SourceForge Headquarters 1320 Columbia Street Suite 310 San Diego, CA 92101 +1 (858) 422-6466

Jesus Cea Avion, on 2003-09-10, wrote:

> Any idea about the proportion of spam catched by pyzor?. In my case,
> from 720 messages received, 220 were spam. Of these, pyzor catches...
> only 53 :-(.

Depending on when you run pyzor over the message makes a difference.  If 
you do it at the SMTP level, you'll be processing the message likely 
before anyone has had the opportunity to report it, since spammers tend to 
send a burst.

> I get a lot of spam in Spanish, of course.

The fact that that spam is in Spanish makes little difference, I would
suspect.  We all get a lot of spam in all languages.

> Soon, I'll use old abandoned email addresses targeted by spam to feed
> pyzor network.

Great.  I know that a few others do the same, as well as myself.  It helps
to trounce around such addresses on newsgroups.

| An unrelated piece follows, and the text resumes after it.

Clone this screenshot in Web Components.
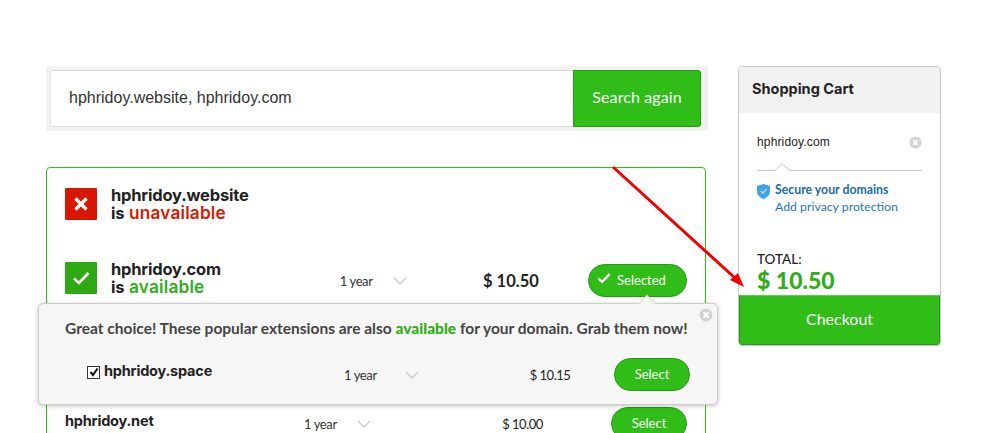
<!DOCTYPE html>
<html>
<head>
<meta charset="utf-8">
<title>Domain search</title>
<style>
  html, body { margin: 0; height: 433px; overflow: hidden; background: #fff; }
  body { font-family: Lato, "Liberation Sans", sans-serif; color: #222; }
</style>
</head>
<body>
<domain-page></domain-page>

<script>
  const check = '<svg width="16" height="14" viewBox="0 0 16 14"><path d="M1.5 7.5 L5.8 11.5 L14.5 2.5" fill="none" stroke="#fff" stroke-width="2.6"/></svg>'
  const chevron = '<svg width="14" height="8" viewBox="0 0 14 8"><path d="M1 1 L7 7 L13 1" fill="none" stroke="#ccc" stroke-width="1.4"/></svg>'
  const closeIcon = '<svg width="14" height="14" viewBox="0 0 14 14"><circle cx="7" cy="7" r="6.5" fill="#d2d2d2"/><path d="M4.5 4.5 L9.5 9.5 M9.5 4.5 L4.5 9.5" stroke="#fff" stroke-width="2"/></svg>'

  class SearchBar extends HTMLElement {
    constructor() {
      super()
      this.attachShadow({ mode: 'open' }).innerHTML = `
        <style>
          :host { display: flex; flex: none; height: 57px; padding: 4px 7px 4px 4px; background: #f1f1f1; border-radius: 3px; }
          .field { flex: 1; display: flex; align-items: center; padding: 0 0 2px 18px; background: #fff; border-top: 1px solid #d8d8d8; border-bottom: 1px solid #d8d8d8; border-left: 1px solid #e2e2e2; border-radius: 3px 0 0 3px; font: 16px "Liberation Sans", sans-serif; color: #333; }
          button { width: 128px; padding: 0 0 4px; border: 1px solid #239a12; border-radius: 0 3px 3px 0; background: #30bd18; color: #fff; font: 16px Lato, sans-serif; letter-spacing: .1px; }
        </style>
        <div class="field"><slot></slot></div>
        <button>Search again</button>`
    }
  }

  class PillButton extends HTMLElement {
    constructor() {
      super()
      const icon = this.hasAttribute('checked') ? check : ''
      this.attachShadow({ mode: 'open' }).innerHTML = `
        <style>
          :host { display: flex; align-items: center; justify-content: center; gap: 6px; width: 74px; height: 29px; padding-bottom: 2px; box-sizing: content-box; border: 1px solid #239a12; border-radius: 17px; background: #30bd18; color: #fff; font-size: 13px; flex: none; }
          :host([checked]) { width: 85px; padding-right: 12px; }
          svg { width: 14px; height: 12px; margin-top: -3px; }
        </style>
        ${icon}<slot></slot>`
    }
  }

  class StatusRow extends HTMLElement {
    constructor() {
      super()
      const ok = this.getAttribute('state') === 'available'
      const glyph = ok
        ? '<path d="M9 16.5 L14 21 L23.5 11" fill="none" stroke="#fff" stroke-width="2.6"/>'
        : '<path d="M10.5 10.5 L21.5 21.5 M21.5 10.5 L10.5 21.5" fill="none" stroke="#fff" stroke-width="3.4"/>'
      this.attachShadow({ mode: 'open' }).innerHTML = `
        <style>
          :host { display: flex; align-items: flex-start; gap: 14px; }
          svg { flex: none; }
          .text { font: 700 16.5px/18px Inter, sans-serif; letter-spacing: -.2px; margin-top: -2px; color: #222; white-space: nowrap; }
          b { font-size: 17.2px; font-weight: 600; letter-spacing: .2px; margin-left: 1px; color: ${ok ? '#30ad18' : '#d61a00'}; }
          .rest { flex: 1; }
        </style>
        <svg width="32" height="32" viewBox="0 0 32 32"><rect width="32" height="32" rx="1" fill="${ok ? '#2fa815' : '#d91600'}"/>${glyph}</svg>
        <div class="text"><slot></slot><br>is <b>${this.getAttribute('state')}</b></div>
        <div class="rest"><slot name="rest"></slot></div>`
    }
  }

  class OfferLine extends HTMLElement {
    constructor() {
      super()
      this.attachShadow({ mode: 'open' }).innerHTML = `
        <style>
          :host { display: flex; align-items: center; font-size: 13px; color: #333; }
          .term { display: flex; align-items: center; gap: var(--term-gap, 20px); width: var(--term-width, 143px); letter-spacing: -.4px; padding-top: 1px; }
          .price { flex: 1; text-align: center; padding-left: var(--price-shift, 0); font: var(--price-weight, 400) var(--price-size, 13px) Lato, sans-serif; letter-spacing: var(--price-spacing, -.5px); color: #222; }
        </style>
        <div class="term"><span>1 year</span>${chevron}</div>
        <div class="price"><slot></slot></div>
        <slot name="action"></slot>`
    }
  }

  class ExtensionPopup extends HTMLElement {
    constructor() {
      super()
      this.attachShadow({ mode: 'open' }).innerHTML = `
        <style>
          :host { display: block; position: absolute; left: 38px; top: 303px; width: 680px; height: 102px; box-sizing: border-box; padding: 15px 27px 15px 26px; background: #f6f6f6; border: 1px solid #ccc; border-radius: 5px; box-shadow: 0 1px 4px rgba(0,0,0,.25); }
          .close { position: absolute; right: 4px; top: 2px; }
          .tip { position: absolute; left: 599px; top: -9px; width: 17px; height: 17px; background: #f6f6f6; border-left: 1px solid #ccc; border-top: 1px solid #ccc; transform: rotate(45deg) scale(.72); }
          p { margin: 0; font-size: 15.5px; font-weight: 700; color: #444; white-space: nowrap; }
          p b { color: #30ad18; }
          .row { display: flex; align-items: center; margin-top: 21px; padding-left: 22px; }
          .name { display: flex; align-items: center; gap: 4px; width: 257px; margin-top: -8px; font: 700 14.5px Inter, sans-serif; letter-spacing: -.2px; color: #222; }
          .box { width: 11px; height: 11px; border: 1px solid #333; background: #fff; display: flex; align-items: center; justify-content: center; margin-top: 3px; }
          offer-line { flex: 1; --price-shift: 56px; --term-gap: 28px; }
        </style>
        <div class="tip"></div>
        <span class="close">${closeIcon}</span>
        <p>Great choice! These popular extensions are also <b>available</b> for your domain. Grab them now!</p>
        <div class="row">
          <div class="name"><span class="box"><svg width="10" height="10" viewBox="0 0 10 10"><path d="M1.5 5 L4 8 L8.5 1.5" fill="none" stroke="#111" stroke-width="2"/></svg></span>hphridoy.space</div>
          <offer-line style="--term-width:86px"><span>$ 10.15</span><pill-button slot="action">Select</pill-button></offer-line>
        </div>`
    }
  }

  class CartPanel extends HTMLElement {
    constructor() {
      super()
      this.attachShadow({ mode: 'open' }).innerHTML = `
        <style>
          :host { display: flex; flex: none; flex-direction: column; width: 203px; height: 280px; box-sizing: border-box; border: 1px solid #c8c8c8; border-radius: 4px; background: #fff; overflow: hidden; }
          h2 { margin: 0; height: 46px; padding-left: 13px; background: #f1f1f1; font: 700 14.5px/44px Inter, sans-serif; color: #222; }
          .body { flex: 1; padding: 0 18px; position: relative; }
          .item { display: flex; justify-content: space-between; align-items: center; margin-top: 22px; font: 12px "Liberation Sans", sans-serif; letter-spacing: .15px; color: #222; }
          .item svg { width: 13px; height: 13px; }
          .rule { display: block; margin-top: 13px; }
          .secure { display: flex; gap: 5px; margin-top: 10px; font-size: 12.3px; line-height: 17px; color: #1f75b8; }
          .secure b { display: block; color: #1a6aa8; }
          .secure svg { margin-top: 3px; flex: none; }
          .total { position: absolute; left: 18px; top: 138px; font-size: 13.5px; font-weight: 500; color: #222; line-height: 16px; }
          .sum { font-size: 23px; font-weight: 900; color: #30ad18; line-height: 26px; }
          button { height: 50px; padding: 0 0 3px; border: 1px solid #239a12; border-top-color: #5fce4c; border-radius: 0 0 3px 3px; background: #30bd18; color: #fff; font: 16px Lato, sans-serif; }
        </style>
        <h2>Shopping Cart</h2>
        <div class="body">
          <div class="item"><span>hphridoy.com</span>${closeIcon}</div>
          <svg class="rule" width="165" height="9" viewBox="0 0 165 9"><path d="M0 8.5 H18 L25 1.5 L33 8.5 H165" fill="none" stroke="#c9c9c9"/></svg>
          <div class="secure">
            <svg width="13" height="15" viewBox="0 0 13 15"><path d="M6.5 0 L13 2 V7.5 C13 11 10 13.5 6.5 15 C3 13.5 0 11 0 7.5 V2 Z" fill="#3ea3e8"/><path d="M3.8 7 L5.8 9.2 L9.4 5" fill="none" stroke="#bfe2f8" stroke-width="1.3"/></svg>
            <div><b>Secure your domains</b>Add privacy protection</div>
          </div>
          <div class="total">TOTAL:<div class="sum">$ 10.50</div></div>
        </div>
        <button>Checkout</button>`
    }
  }

  class DomainPage extends HTMLElement {
    constructor() {
      super()
      this.attachShadow({ mode: 'open' }).innerHTML = `
        <style>
          :host { display: flex; position: relative; gap: 30px; height: 433px; box-sizing: border-box; padding: 66px 0 0 46px; overflow: hidden; }
          .main { flex: none; width: 662px; display: flex; flex-direction: column; gap: 36px; }
          .results { flex: none; width: 660px; height: 300px; box-sizing: border-box; padding: 20px 18px 0; border: 1px solid #30bd18; border-radius: 4px; }
          status-row + status-row { margin-top: 40px; }
          .selected { --price-size: 16.5px; --price-weight: 700; --price-spacing: 0; margin: 2px 0 0 105px; --term-width: 92px; --price-shift: 2px; }
          .net { display: flex; align-items: center; margin-top: 110px; }
          .net strong { width: 239px; font: 700 14.5px Inter, sans-serif; letter-spacing: -.2px; color: #222; margin-top: -6px; }
          .net offer-line { flex: 1; --term-width: 70px; --price-shift: 60px; }
          .arrow { position: absolute; left: 0; top: 0; pointer-events: none; }
        </style>
        <div class="main">
          <search-bar>hphridoy.website, hphridoy.com</search-bar>
          <div class="results">
            <status-row state="unavailable">hphridoy.website</status-row>
            <status-row state="available">hphridoy.com
              <offer-line class="selected" slot="rest"><span>$ 10.50</span><pill-button slot="action" checked>Selected</pill-button></offer-line>
            </status-row>
            <div class="net">
              <strong>hphridoy.net</strong>
              <offer-line><span>$ 10.00</span><pill-button slot="action">Select</pill-button></offer-line>
            </div>
          </div>
        </div>
        <cart-panel></cart-panel>
        <extension-popup></extension-popup>
        <svg class="arrow" width="997" height="433" viewBox="0 0 997 433">
          <path d="M613 167 L735 278" stroke="#f40000" stroke-width="3" fill="none"/>
          <path d="M744 287 L730 280 L738 273 Z" fill="#f40000"/>
        </svg>`
    }
  }

  customElements.define('search-bar', SearchBar)
  customElements.define('pill-button', PillButton)
  customElements.define('status-row', StatusRow)
  customElements.define('offer-line', OfferLine)
  customElements.define('extension-popup', ExtensionPopup)
  customElements.define('cart-panel', CartPanel)
  customElements.define('domain-page', DomainPage)
</script>
</body>
</html>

> How currently pyzor behaves with malicious users sending bogus hashes to
> contaminate the database?.

Not very well.  Fortunately, it hasn't been an issue.  I must point out
that there three general types of false positives:

1) a legitimate bulk email (e.g., mailing list).
   Recommended solution: this expected mail, so it can and should be 
                         whitelisted, as its nature can be predicted.
2) a legitimate form mail (e.g., order receipt).
   This is the hardest to handle sanely, since you might not know how to 
   whitelist this in advance.  Additionally, it is likely very similar to 
   other messages that others received, with only a couple differing 
   characters, which might not make it into Pyzor's digest.
   I can't recommend any very good specific solution for this.
 3) a legitimate, unexpected private email.
    Pyzor tries to get enough data from a message to get a unique digest, 
    so this should be a rare occurence.

There is an ability to whitelist, but on the public server, only
authorized users have the ability to whitelist.  Nothing fancy.

-- 
Frank Tobin			http://www.neverending.org/~ftobin/